* Stored data:
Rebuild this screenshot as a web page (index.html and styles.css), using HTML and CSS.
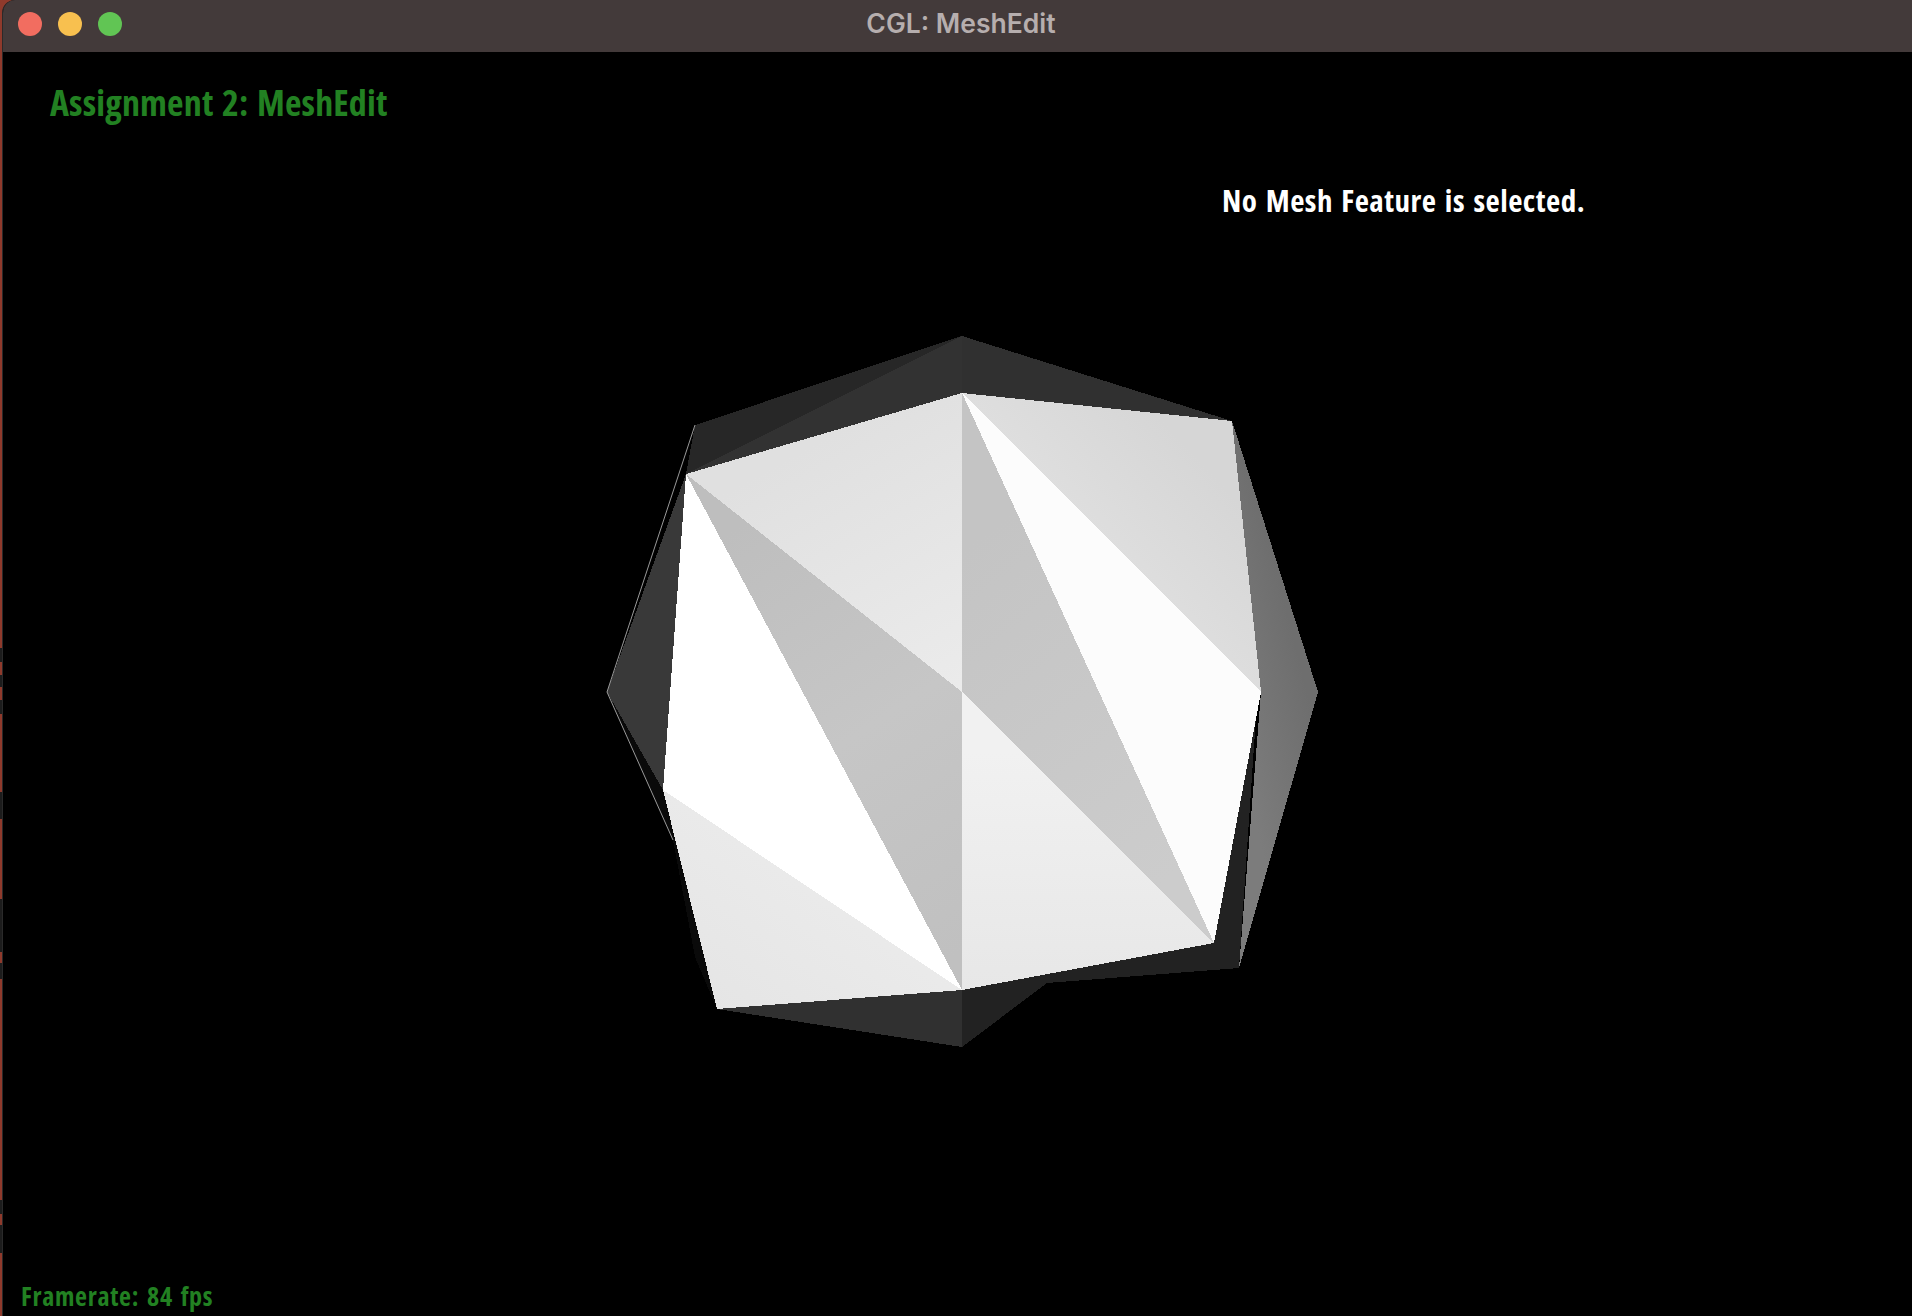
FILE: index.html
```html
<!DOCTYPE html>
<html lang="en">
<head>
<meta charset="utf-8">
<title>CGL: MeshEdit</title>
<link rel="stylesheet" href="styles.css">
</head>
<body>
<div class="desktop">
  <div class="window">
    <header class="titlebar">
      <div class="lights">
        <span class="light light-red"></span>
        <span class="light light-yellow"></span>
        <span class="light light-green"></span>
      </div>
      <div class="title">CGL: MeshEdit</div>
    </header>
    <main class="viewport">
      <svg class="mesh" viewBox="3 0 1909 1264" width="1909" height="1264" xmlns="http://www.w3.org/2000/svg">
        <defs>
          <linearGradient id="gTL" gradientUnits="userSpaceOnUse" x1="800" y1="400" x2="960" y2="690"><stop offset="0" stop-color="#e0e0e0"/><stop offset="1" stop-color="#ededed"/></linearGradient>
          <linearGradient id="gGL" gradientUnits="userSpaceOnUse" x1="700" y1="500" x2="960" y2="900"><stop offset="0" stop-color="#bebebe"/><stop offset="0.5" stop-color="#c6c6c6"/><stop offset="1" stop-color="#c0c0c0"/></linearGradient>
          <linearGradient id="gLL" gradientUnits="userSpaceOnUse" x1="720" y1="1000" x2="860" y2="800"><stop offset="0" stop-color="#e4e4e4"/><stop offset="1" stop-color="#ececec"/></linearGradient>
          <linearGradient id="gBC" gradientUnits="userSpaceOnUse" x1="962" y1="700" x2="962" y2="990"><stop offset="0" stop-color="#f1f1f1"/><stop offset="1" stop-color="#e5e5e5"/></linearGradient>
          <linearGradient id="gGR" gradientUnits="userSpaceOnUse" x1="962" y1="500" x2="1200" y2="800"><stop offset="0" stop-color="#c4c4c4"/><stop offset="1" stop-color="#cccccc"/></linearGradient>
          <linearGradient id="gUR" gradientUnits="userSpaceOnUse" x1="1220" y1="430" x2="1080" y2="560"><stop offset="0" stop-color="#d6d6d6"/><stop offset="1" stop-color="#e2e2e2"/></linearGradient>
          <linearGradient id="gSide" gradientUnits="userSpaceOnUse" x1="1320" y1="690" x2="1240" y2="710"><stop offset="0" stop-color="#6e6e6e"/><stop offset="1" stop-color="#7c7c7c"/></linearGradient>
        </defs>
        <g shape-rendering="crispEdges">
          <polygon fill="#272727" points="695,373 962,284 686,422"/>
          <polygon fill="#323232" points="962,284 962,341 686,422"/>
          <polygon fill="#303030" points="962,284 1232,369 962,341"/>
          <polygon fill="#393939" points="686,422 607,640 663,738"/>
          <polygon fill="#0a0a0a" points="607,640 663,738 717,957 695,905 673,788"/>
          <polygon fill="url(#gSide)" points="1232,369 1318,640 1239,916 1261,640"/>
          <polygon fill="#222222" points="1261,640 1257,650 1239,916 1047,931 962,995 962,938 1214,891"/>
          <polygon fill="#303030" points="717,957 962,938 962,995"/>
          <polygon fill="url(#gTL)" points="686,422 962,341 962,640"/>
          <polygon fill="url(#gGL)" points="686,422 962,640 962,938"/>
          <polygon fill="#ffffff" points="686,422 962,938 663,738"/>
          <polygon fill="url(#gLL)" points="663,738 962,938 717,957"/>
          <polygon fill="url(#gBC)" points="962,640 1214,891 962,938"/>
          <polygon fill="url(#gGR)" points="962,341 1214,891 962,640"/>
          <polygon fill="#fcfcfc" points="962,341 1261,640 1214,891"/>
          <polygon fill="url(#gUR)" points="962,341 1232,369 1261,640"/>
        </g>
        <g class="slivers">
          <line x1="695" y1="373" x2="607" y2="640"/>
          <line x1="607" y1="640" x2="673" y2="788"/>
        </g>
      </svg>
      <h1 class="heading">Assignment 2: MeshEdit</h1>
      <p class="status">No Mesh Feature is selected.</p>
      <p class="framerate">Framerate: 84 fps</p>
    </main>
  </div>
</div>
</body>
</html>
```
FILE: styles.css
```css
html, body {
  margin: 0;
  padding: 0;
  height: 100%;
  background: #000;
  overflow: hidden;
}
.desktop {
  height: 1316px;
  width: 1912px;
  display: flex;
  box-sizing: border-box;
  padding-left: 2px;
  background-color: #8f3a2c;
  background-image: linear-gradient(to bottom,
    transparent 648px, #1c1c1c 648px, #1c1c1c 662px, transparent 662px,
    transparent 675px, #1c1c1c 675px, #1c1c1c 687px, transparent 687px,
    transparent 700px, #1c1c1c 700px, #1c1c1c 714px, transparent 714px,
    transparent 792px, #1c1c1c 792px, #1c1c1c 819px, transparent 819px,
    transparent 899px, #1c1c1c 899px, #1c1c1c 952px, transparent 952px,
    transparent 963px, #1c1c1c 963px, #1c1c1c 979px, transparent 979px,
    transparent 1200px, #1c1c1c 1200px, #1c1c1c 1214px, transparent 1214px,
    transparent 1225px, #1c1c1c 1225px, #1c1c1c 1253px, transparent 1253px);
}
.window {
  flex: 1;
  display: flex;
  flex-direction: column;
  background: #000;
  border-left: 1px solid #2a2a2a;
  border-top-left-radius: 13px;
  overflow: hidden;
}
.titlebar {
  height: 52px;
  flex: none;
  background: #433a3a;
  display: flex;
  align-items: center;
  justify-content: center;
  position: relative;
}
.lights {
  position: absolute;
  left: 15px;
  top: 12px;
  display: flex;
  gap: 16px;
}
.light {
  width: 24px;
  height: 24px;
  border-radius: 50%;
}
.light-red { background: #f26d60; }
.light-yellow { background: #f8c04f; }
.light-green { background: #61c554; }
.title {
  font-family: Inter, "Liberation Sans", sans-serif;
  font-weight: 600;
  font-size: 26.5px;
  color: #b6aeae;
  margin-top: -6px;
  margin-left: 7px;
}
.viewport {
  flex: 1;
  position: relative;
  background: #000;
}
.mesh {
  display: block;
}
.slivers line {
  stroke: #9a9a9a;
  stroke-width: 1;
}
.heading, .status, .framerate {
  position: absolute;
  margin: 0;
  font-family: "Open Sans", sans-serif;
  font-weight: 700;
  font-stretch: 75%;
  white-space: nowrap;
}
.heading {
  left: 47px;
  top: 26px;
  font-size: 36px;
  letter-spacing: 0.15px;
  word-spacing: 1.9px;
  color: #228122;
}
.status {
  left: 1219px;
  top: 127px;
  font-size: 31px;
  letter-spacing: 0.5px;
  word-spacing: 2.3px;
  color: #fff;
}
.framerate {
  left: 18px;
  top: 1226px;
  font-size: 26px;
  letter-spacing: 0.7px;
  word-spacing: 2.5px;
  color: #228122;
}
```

* Your objective: Extract all the data above exactly, excluding every picture.

* Written solution:
Rebuild this screenshot as a web page (index.html and styles.css), using HTML and CSS.
FILE: index.html
```html
<!DOCTYPE html>
<html lang="en">
<head>
<meta charset="utf-8">
<title>CGL: MeshEdit</title>
<link rel="stylesheet" href="styles.css">
</head>
<body>
<div class="desktop">
  <div class="window">
    <header class="titlebar">
      <div class="lights">
        <span class="light light-red"></span>
        <span class="light light-yellow"></span>
        <span class="light light-green"></span>
      </div>
      <div class="title">CGL: MeshEdit</div>
    </header>
    <main class="viewport">
      <svg class="mesh" viewBox="3 0 1909 1264" width="1909" height="1264" xmlns="http://www.w3.org/2000/svg">
        <defs>
          <linearGradient id="gTL" gradientUnits="userSpaceOnUse" x1="800" y1="400" x2="960" y2="690"><stop offset="0" stop-color="#e0e0e0"/><stop offset="1" stop-color="#ededed"/></linearGradient>
          <linearGradient id="gGL" gradientUnits="userSpaceOnUse" x1="700" y1="500" x2="960" y2="900"><stop offset="0" stop-color="#bebebe"/><stop offset="0.5" stop-color="#c6c6c6"/><stop offset="1" stop-color="#c0c0c0"/></linearGradient>
          <linearGradient id="gLL" gradientUnits="userSpaceOnUse" x1="720" y1="1000" x2="860" y2="800"><stop offset="0" stop-color="#e4e4e4"/><stop offset="1" stop-color="#ececec"/></linearGradient>
          <linearGradient id="gBC" gradientUnits="userSpaceOnUse" x1="962" y1="700" x2="962" y2="990"><stop offset="0" stop-color="#f1f1f1"/><stop offset="1" stop-color="#e5e5e5"/></linearGradient>
          <linearGradient id="gGR" gradientUnits="userSpaceOnUse" x1="962" y1="500" x2="1200" y2="800"><stop offset="0" stop-color="#c4c4c4"/><stop offset="1" stop-color="#cccccc"/></linearGradient>
          <linearGradient id="gUR" gradientUnits="userSpaceOnUse" x1="1220" y1="430" x2="1080" y2="560"><stop offset="0" stop-color="#d6d6d6"/><stop offset="1" stop-color="#e2e2e2"/></linearGradient>
          <linearGradient id="gSide" gradientUnits="userSpaceOnUse" x1="1320" y1="690" x2="1240" y2="710"><stop offset="0" stop-color="#6e6e6e"/><stop offset="1" stop-color="#7c7c7c"/></linearGradient>
        </defs>
        <g shape-rendering="crispEdges">
          <polygon fill="#272727" points="695,373 962,284 686,422"/>
          <polygon fill="#323232" points="962,284 962,341 686,422"/>
          <polygon fill="#303030" points="962,284 1232,369 962,341"/>
          <polygon fill="#393939" points="686,422 607,640 663,738"/>
          <polygon fill="#0a0a0a" points="607,640 663,738 717,957 695,905 673,788"/>
          <polygon fill="url(#gSide)" points="1232,369 1318,640 1239,916 1261,640"/>
          <polygon fill="#222222" points="1261,640 1257,650 1239,916 1047,931 962,995 962,938 1214,891"/>
          <polygon fill="#303030" points="717,957 962,938 962,995"/>
          <polygon fill="url(#gTL)" points="686,422 962,341 962,640"/>
          <polygon fill="url(#gGL)" points="686,422 962,640 962,938"/>
          <polygon fill="#ffffff" points="686,422 962,938 663,738"/>
          <polygon fill="url(#gLL)" points="663,738 962,938 717,957"/>
          <polygon fill="url(#gBC)" points="962,640 1214,891 962,938"/>
          <polygon fill="url(#gGR)" points="962,341 1214,891 962,640"/>
          <polygon fill="#fcfcfc" points="962,341 1261,640 1214,891"/>
          <polygon fill="url(#gUR)" points="962,341 1232,369 1261,640"/>
        </g>
        <g class="slivers">
          <line x1="695" y1="373" x2="607" y2="640"/>
          <line x1="607" y1="640" x2="673" y2="788"/>
        </g>
      </svg>
      <h1 class="heading">Assignment 2: MeshEdit</h1>
      <p class="status">No Mesh Feature is selected.</p>
      <p class="framerate">Framerate: 84 fps</p>
    </main>
  </div>
</div>
</body>
</html>
```
FILE: styles.css
```css
html, body {
  margin: 0;
  padding: 0;
  height: 100%;
  background: #000;
  overflow: hidden;
}
.desktop {
  height: 1316px;
  width: 1912px;
  display: flex;
  box-sizing: border-box;
  padding-left: 2px;
  background-color: #8f3a2c;
  background-image: linear-gradient(to bottom,
    transparent 648px, #1c1c1c 648px, #1c1c1c 662px, transparent 662px,
    transparent 675px, #1c1c1c 675px, #1c1c1c 687px, transparent 687px,
    transparent 700px, #1c1c1c 700px, #1c1c1c 714px, transparent 714px,
    transparent 792px, #1c1c1c 792px, #1c1c1c 819px, transparent 819px,
    transparent 899px, #1c1c1c 899px, #1c1c1c 952px, transparent 952px,
    transparent 963px, #1c1c1c 963px, #1c1c1c 979px, transparent 979px,
    transparent 1200px, #1c1c1c 1200px, #1c1c1c 1214px, transparent 1214px,
    transparent 1225px, #1c1c1c 1225px, #1c1c1c 1253px, transparent 1253px);
}
.window {
  flex: 1;
  display: flex;
  flex-direction: column;
  background: #000;
  border-left: 1px solid #2a2a2a;
  border-top-left-radius: 13px;
  overflow: hidden;
}
.titlebar {
  height: 52px;
  flex: none;
  background: #433a3a;
  display: flex;
  align-items: center;
  justify-content: center;
  position: relative;
}
.lights {
  position: absolute;
  left: 15px;
  top: 12px;
  display: flex;
  gap: 16px;
}
.light {
  width: 24px;
  height: 24px;
  border-radius: 50%;
}
.light-red { background: #f26d60; }
.light-yellow { background: #f8c04f; }
.light-green { background: #61c554; }
.title {
  font-family: Inter, "Liberation Sans", sans-serif;
  font-weight: 600;
  font-size: 26.5px;
  color: #b6aeae;
  margin-top: -6px;
  margin-left: 7px;
}
.viewport {
  flex: 1;
  position: relative;
  background: #000;
}
.mesh {
  display: block;
}
.slivers line {
  stroke: #9a9a9a;
  stroke-width: 1;
}
.heading, .status, .framerate {
  position: absolute;
  margin: 0;
  font-family: "Open Sans", sans-serif;
  font-weight: 700;
  font-stretch: 75%;
  white-space: nowrap;
}
.heading {
  left: 47px;
  top: 26px;
  font-size: 36px;
  letter-spacing: 0.15px;
  word-spacing: 1.9px;
  color: #228122;
}
.status {
  left: 1219px;
  top: 127px;
  font-size: 31px;
  letter-spacing: 0.5px;
  word-spacing: 2.3px;
  color: #fff;
}
.framerate {
  left: 18px;
  top: 1226px;
  font-size: 26px;
  letter-spacing: 0.7px;
  word-spacing: 2.5px;
  color: #228122;
}
```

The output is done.